◆ SUPPLIED ENTRIES:
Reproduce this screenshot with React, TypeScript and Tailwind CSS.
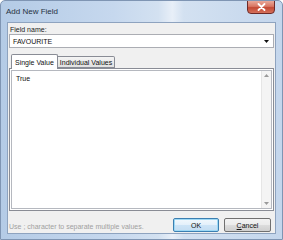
import React from "react";

export default function App() {
  return (
    <div
      className="relative w-[283px] h-[240px] overflow-hidden flex flex-col bg-[linear-gradient(90deg,#b4cbe6_0%,#c6d8ee_40%,#d3e1f1_56%,#e8eff8_61%,#d3e1f1_65%,#c4d6ec_100%)] border border-[#7f95b3] rounded-t-[5px]"
      style={{ fontFamily: '"Liberation Sans", Arial, sans-serif' }}
    >
      {/* Title bar */}
      <div className="h-[21px] flex items-center pl-[5px] pt-[1px] shrink-0">
        <span className="text-[8px] leading-[10px] text-[#26323f]">Add New Field</span>
      </div>
      {/* Close button */}
      <div className="absolute top-[-1px] right-[7px] w-[28px] h-[14px] rounded-b-[4px] border border-[#6d2a28] bg-[linear-gradient(180deg,#e9a99a_0%,#d87562_45%,#c34a35_55%,#d5715c_100%)] flex items-center justify-center">
        <svg width="9" height="8" viewBox="0 0 9 8">
          <path d="M1.5 1 L7.5 7 M7.5 1 L1.5 7" stroke="#ffffff" strokeWidth="1.8" strokeLinecap="round" />
        </svg>
      </div>

      {/* Client area */}
      <div className="mx-[6px] h-[212px] flex flex-col bg-[#f0f0f0] border border-[#8ea3bf] shrink-0">
        <div className="pt-[2px] pl-[2px] h-[11px] text-[7px] leading-[9px] text-[#222]">Field name:</div>
        {/* Combo */}
        <div className="mx-[1px] h-[14px] bg-white border border-[#abadb3] flex items-center justify-between pl-[3px] pr-[4px]">
          <span className="text-[7px] leading-[9px] text-[#111]">FAVOURITE</span>
          <svg width="5" height="3" viewBox="0 0 5 3">
            <path d="M0 0 H5 L2.5 3 Z" fill="#111" />
          </svg>
        </div>
        {/* Tabs */}
        <div className="mt-[7px] mx-[1px] h-[14px] flex items-end pl-[2px] relative z-10">
          <div className="h-[15px] px-[3px] bg-white border border-[#898c95] border-b-0 rounded-t-[2px] flex items-center">
            <span className="text-[7px] leading-[9px] text-[#111]">Single Value</span>
          </div>
          <div className="h-[12px] mb-[1px] px-[2px] bg-[linear-gradient(180deg,#f4f4f4,#e1e1e1)] border border-[#898c95] border-l-0 rounded-tr-[2px] flex items-center">
            <span className="text-[7px] leading-[9px] text-[#111]">Individual Values</span>
          </div>
        </div>
        {/* Panel */}
        <div className="mx-[1px] h-[143px] bg-white border border-[#898c95] p-[1px] -mt-[1px]">
          <div className="h-full border border-[#b5b8bf] flex">
            <div className="flex-1 pl-[4px] pt-[3px] text-[7px] leading-[9px] text-[#111]">True</div>
            <div className="w-[10px] bg-[#f4f4f4] border-l border-[#e6e6e6] flex flex-col justify-between items-center py-[3px]">
              <svg width="5" height="3" viewBox="0 0 5 3">
                <path d="M0 3 L2.5 0 L5 3 Z" fill="#9a9a9a" />
              </svg>
              <svg width="5" height="3" viewBox="0 0 5 3">
                <path d="M0 0 L2.5 3 L5 0 Z" fill="#9a9a9a" />
              </svg>
            </div>
          </div>
        </div>
        {/* Bottom row */}
        <div className="mt-[7px] h-[14px] flex items-center pr-[4px]">
          <span className="flex-1 text-[7px] leading-[9px] text-[#a0a0a0] pl-[1px] pt-[2px]">Use ; character to separate multiple values.</span>
          <div className="w-[46px] h-[14px] rounded-[2px] border border-[#3c7fb1] bg-[linear-gradient(180deg,#f2f8fd_0%,#e3f0fb_50%,#cde4f7_51%,#c4ddf2_100%)] shadow-[inset_0_0_0_1px_#9ed9f5] flex items-center justify-center">
            <span className="text-[7px] leading-[9px] text-[#111]">OK</span>
          </div>
          <div className="ml-[5px] w-[47px] h-[14px] rounded-[2px] border border-[#707070] bg-[linear-gradient(180deg,#f2f2f2_0%,#ebebeb_50%,#dddddd_51%,#cfcfcf_100%)] flex items-center justify-center">
            <span className="text-[7px] leading-[9px] text-[#111]"><span className="underline">C</span>ancel</span>
          </div>
        </div>
      </div>
    </div>
  );
}
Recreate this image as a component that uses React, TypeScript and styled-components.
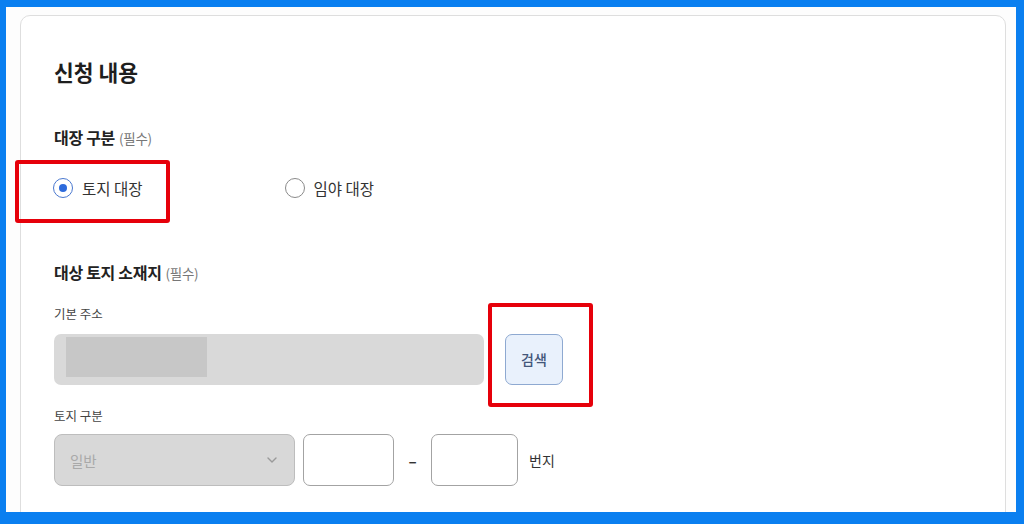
import styled, { createGlobalStyle } from "styled-components";

const Global = createGlobalStyle`
  html, body {
    margin: 0;
    padding: 0;
    background: #ffffff;
  }
  body {
    font-family: "Noto Sans CJK KR", "Noto Sans", sans-serif;
    color: #222;
  }
`;

const S = {
  Frame: styled.div`
    box-sizing: border-box;
    width: 1024px;
    height: 524px;
    border-style: solid;
    border-color: #0a7ff0;
    border-width: 7px 8px 12px 6px;
    background: #fdfdfd;
    overflow: hidden;
  `,
  Card: styled.section`
    box-sizing: border-box;
    margin: 8px 10px 0 14px;
    height: 560px;
    padding: 42px 33px 0;
    background: #fff;
    border: 1px solid #dedede;
    border-radius: 10px;
  `,
  Title: styled.h2`
    margin: 0;
    font-size: 21.5px;
    line-height: 28px;
    font-weight: 700;
    color: #1e1e1e;
  `,
  GroupLabel: styled.div<{ $top: number }>`
    margin-top: ${(p) => p.$top}px;
    font-size: 16px;
    line-height: 20px;
    font-weight: 700;
    letter-spacing: -0.3px;
    color: #222;
  `,
  Required: styled.span`
    margin-left: 4px;
    font-size: 13.5px;
    font-weight: 400;
    color: #777;
  `,
  RadioRow: styled.div`
    display: flex;
    margin-top: 28px;
    margin-left: -1px;
    height: 24px;
  `,
  Highlight: styled.div<{ $t: number; $l: number; $w: number; $h: number }>`
    position: relative;
    display: flex;
    &::after {
      content: "";
      position: absolute;
      top: ${(p) => p.$t}px;
      left: ${(p) => p.$l}px;
      width: ${(p) => p.$w}px;
      height: ${(p) => p.$h}px;
      box-sizing: border-box;
      border: 4.5px solid #e6000a;
      border-radius: 3px;
      pointer-events: none;
    }
  `,
  Option: styled.label<{ $offset?: number }>`
    display: flex;
    align-items: center;
    gap: 9px;
    margin-left: ${(p) => p.$offset ?? 0}px;
    font-size: 15.5px;
    color: #333;
  `,
  Radio: styled.span<{ $checked?: boolean }>`
    box-sizing: border-box;
    width: 20px;
    height: 20px;
    border-radius: 50%;
    border: 1.5px solid ${(p) => (p.$checked ? "#4a78cf" : "#8a8a8a")};
    display: flex;
    align-items: center;
    justify-content: center;
    &::after {
      content: "";
      width: 8px;
      height: 8px;
      border-radius: 50%;
      background: ${(p) => (p.$checked ? "#2e6bdc" : "transparent")};
    }
  `,
  FieldLabel: styled.div<{ $top: number }>`
    margin-top: ${(p) => p.$top}px;
    font-size: 12.5px;
    line-height: 18px;
    color: #444;
  `,
  Row: styled.div<{ $top: number }>`
    display: flex;
    align-items: center;
    margin-top: ${(p) => p.$top}px;
    height: 52px;
  `,
  AddressBox: styled.div`
    box-sizing: border-box;
    width: 430px;
    height: 51px;
    padding: 3px 12px 8px;
    background: #d9d9d9;
    border-radius: 7px;
    display: flex;
  `,
  Masked: styled.div`
    width: 141px;
    background: #c7c7c7;
  `,
  SearchButton: styled.button`
    box-sizing: border-box;
    margin-left: 21px;
    width: 58px;
    height: 51px;
    background: #e9f1fc;
    border: 1.5px solid #8ea9d1;
    border-radius: 7px;
    font-family: inherit;
    font-size: 14px;
    font-weight: 500;
    color: #44577a;
    padding: 0;
  `,
  Select: styled.div`
    box-sizing: border-box;
    width: 241px;
    height: 52px;
    padding: 0 17px 0 15px;
    display: flex;
    align-items: center;
    justify-content: space-between;
    background: #d8d8d8;
    border: 1.5px solid #bdbdbd;
    border-radius: 8px;
    font-size: 14.5px;
    color: #a9a9a9;
  `,
  TextBox: styled.div<{ $w: number; $gap?: number }>`
    box-sizing: border-box;
    width: ${(p) => p.$w}px;
    height: 52px;
    margin-left: ${(p) => p.$gap ?? 0}px;
    background: #fff;
    border: 1.5px solid #a3a3a3;
    border-radius: 7px;
  `,
  Dash: styled.span`
    width: 37px;
    text-align: center;
    font-size: 15px;
    font-weight: 700;
    color: #333;
  `,
  Suffix: styled.span`
    margin-left: 11px;
    font-size: 14px;
    color: #333;
  `,
};

function Chevron() {
  return (
    <svg width="10" height="6" viewBox="0 0 10 6" fill="none">
      <path d="M1 1l4 4 4-4" stroke="#9a9a9a" strokeWidth="1.4" strokeLinecap="round" strokeLinejoin="round" />
    </svg>
  );
}

export default function App() {
  return (
    <>
      <Global />
      <S.Frame>
        <S.Card>
          <S.Title>신청 내용</S.Title>

          <S.GroupLabel $top={41}>
            대장 구분<S.Required>(필수)</S.Required>
          </S.GroupLabel>
          <S.RadioRow>
            <S.Highlight $t={-16} $l={-38} $w={155} $h={63}>
              <S.Option>
                <S.Radio $checked />
                토지 대장
              </S.Option>
            </S.Highlight>
            <S.Option $offset={142}>
              <S.Radio />
              임야 대장
            </S.Option>
          </S.RadioRow>

          <S.GroupLabel $top={62}>
            대상 토지 소재지<S.Required>(필수)</S.Required>
          </S.GroupLabel>

          <S.FieldLabel $top={22}>기본 주소</S.FieldLabel>
          <S.Row $top={10}>
            <S.AddressBox>
              <S.Masked />
            </S.AddressBox>
            <S.Highlight $t={-31} $l={4} $w={105} $h={104}>
              <S.SearchButton>검색</S.SearchButton>
            </S.Highlight>
          </S.Row>

          <S.FieldLabel $top={22}>토지 구분</S.FieldLabel>
          <S.Row $top={9}>
            <S.Select>
              일반
              <Chevron />
            </S.Select>
            <S.TextBox $w={91} $gap={8} />
            <S.Dash>–</S.Dash>
            <S.TextBox $w={87} />
            <S.Suffix>번지</S.Suffix>
          </S.Row>
        </S.Card>
      </S.Frame>
    </>
  );
}
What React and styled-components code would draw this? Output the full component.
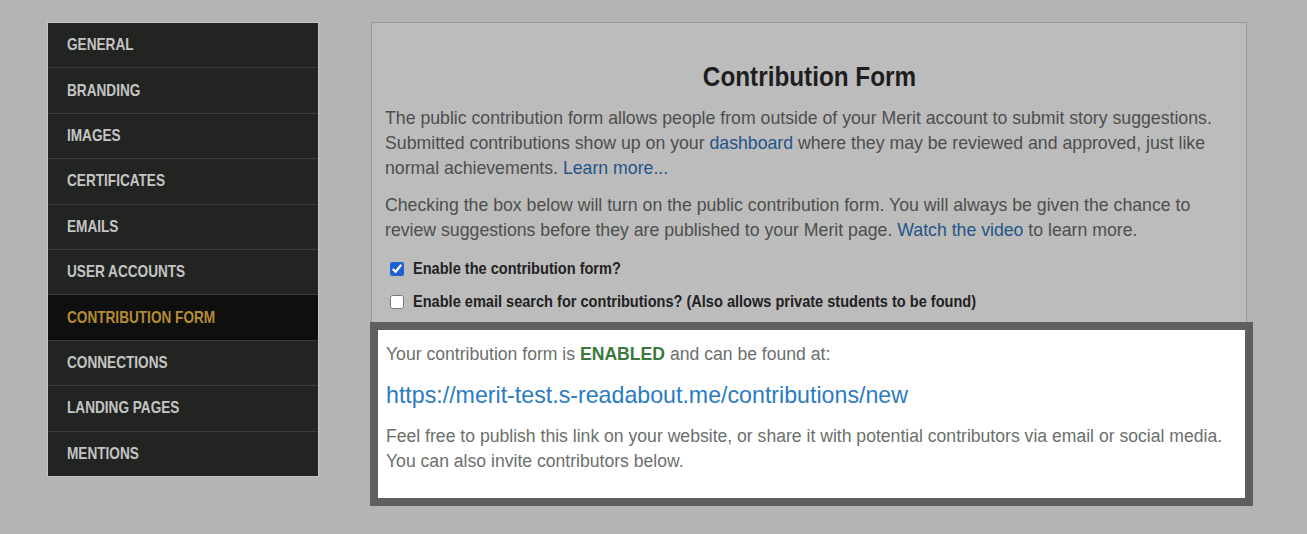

◆ PROBLEM TO SOLVE: Give again, word for word, every line from the top of the data through the line with "import React from", both ends included, and exclude the pictures.

◆ SOLUTION FOR THIS TASK:
Reproduce this screenshot with React, TypeScript and Tailwind CSS.
import React from "react";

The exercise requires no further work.